This historic coastal town lies 60 miles (l00 km) from Mombasa and is believed to be the ‘Melind’ of Paradise Lost. Chinese junks visited the port in the early fifteenth century and, after the arrival of Vasco da Gama’s fleet, Malindi prospered as the centre of Portuguese influence for nearly one hundred years.
For nearly three hundred years, slaves were sold in front of the pillar which stands by the Juma Mosque. In 1900 the enforcement of the ban on slave labour crippled the economy and Malindi entered the twentieth century as a ‘small fishing village:
However the introduction of agricultural settlement schemes and the building of the first beach hotels in the 1930’s turned Malindi into a thriving township. Just south of the township is Casuarina Point and the coral gardens of the Malindi Marine Park, a fascinating underwater wonderland, visited every day by glass bottom boats and snorkelers.

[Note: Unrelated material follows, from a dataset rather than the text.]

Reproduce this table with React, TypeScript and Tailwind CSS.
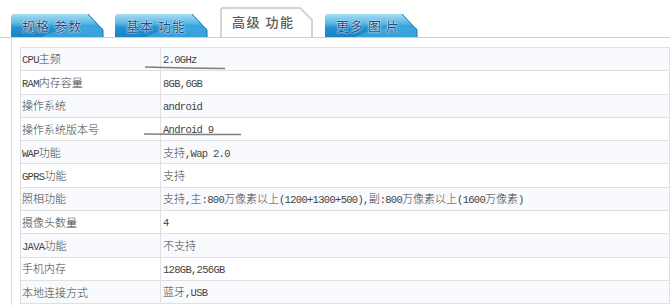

Malindi hosts the International Billfish Contest in February each year. Sailfish breed along the mouth of the Sabaki River (3 miles/ 5 kms north of Malindi) and sailfishing is at its best from October until February. In recent years night fishing has been introduced, to search for the elusive broadbill.
The Kenya Association of Sea Anglers keeps a tight control on the size of fish which can be brought ashore, and all members prefer to tag billfish to protect the species.